Inocencia masacrada

El creciente protagonismo de la niñez en el terrorismo es una desgracia mayúscula. En algunas naciones como víctimas y en otras incluso como victimarios, los menores están en primera línea de las noticias que llenan de sangre a la geopolítica.

El Estado Islámico recluta infantes que apenas sí pueden caminar e inmediatamente les trenzan un rifle. El adoctrinamiento es absoluto en su autoproclamado califato y la formación de menores asesinos revela una vez más la crudeza de sus métodos.

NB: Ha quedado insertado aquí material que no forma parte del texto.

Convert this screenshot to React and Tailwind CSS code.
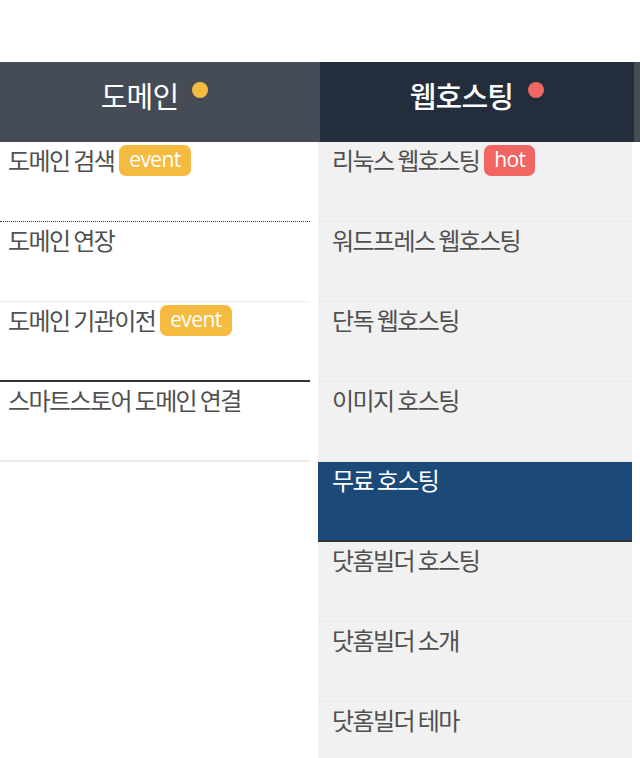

En medio de su macabra propaganda el EI publicó hace unas semanas un video en el que un niño de entre 10 y 12 años aparentemente ajusticia a dos espías rusos. El menor, de cabello largo, ya había salido en otro informe anunciando su deseo de asesinar infieles. Su inocencia, perdida, fue reemplazada por una sangre fría que hiela huesos.

En Nigeria, el grupo Boko Haram enarbola también la lucha del fundamentalismo islámico. Con menor despliegue mediático que el Estado Islámico, el grupo africano adelanta una de las masacres más pavorosas de las últimas décadas en la que los niños son tristes protagonistas. Su ley fundacional, que etiqueta a la educación occidental como pecado, los lleva a reclutar, secuestrar y asesinar pequeños.

En abril del 2014 el grupo raptó a más de 200 niñas de una escuela. Solo 53 lograron escaparse de sus captores y del resto se desconoce su paradero luego de que el líder de la organización asegurara que serían vendidas en el mercado negro de esclavas. Las narraciones que dan cuenta de violaciones y ultrajes superan en horror a la peor de las pesadillas.

La semana pasada, Amnistía Internacional reveló lo que sería el más sangriento ataque de Boko Haram en su historia tras arrasar pueblos enteros y masacrar cerca de 2.000 personas a su paso. El gobierno nigeriano, criticado por su inacción, asegura que el número de muertos fue mucho menor (150) aunque la destrucción de la zona fue evidenciada incluso satelitalmente. En la matanza, los pequeños estuvieron como objetivo primario.

Niños que matan y niños que mueren. Una infancia asesinada por el fanatismo religioso, con menos eco mediático que el de otras tragedias, pero cuya desgracia supera con creces a cualquiera otra de la que tengamos razón. Es, al fin y al cabo, el asesinato de la infancia y de la esperanza.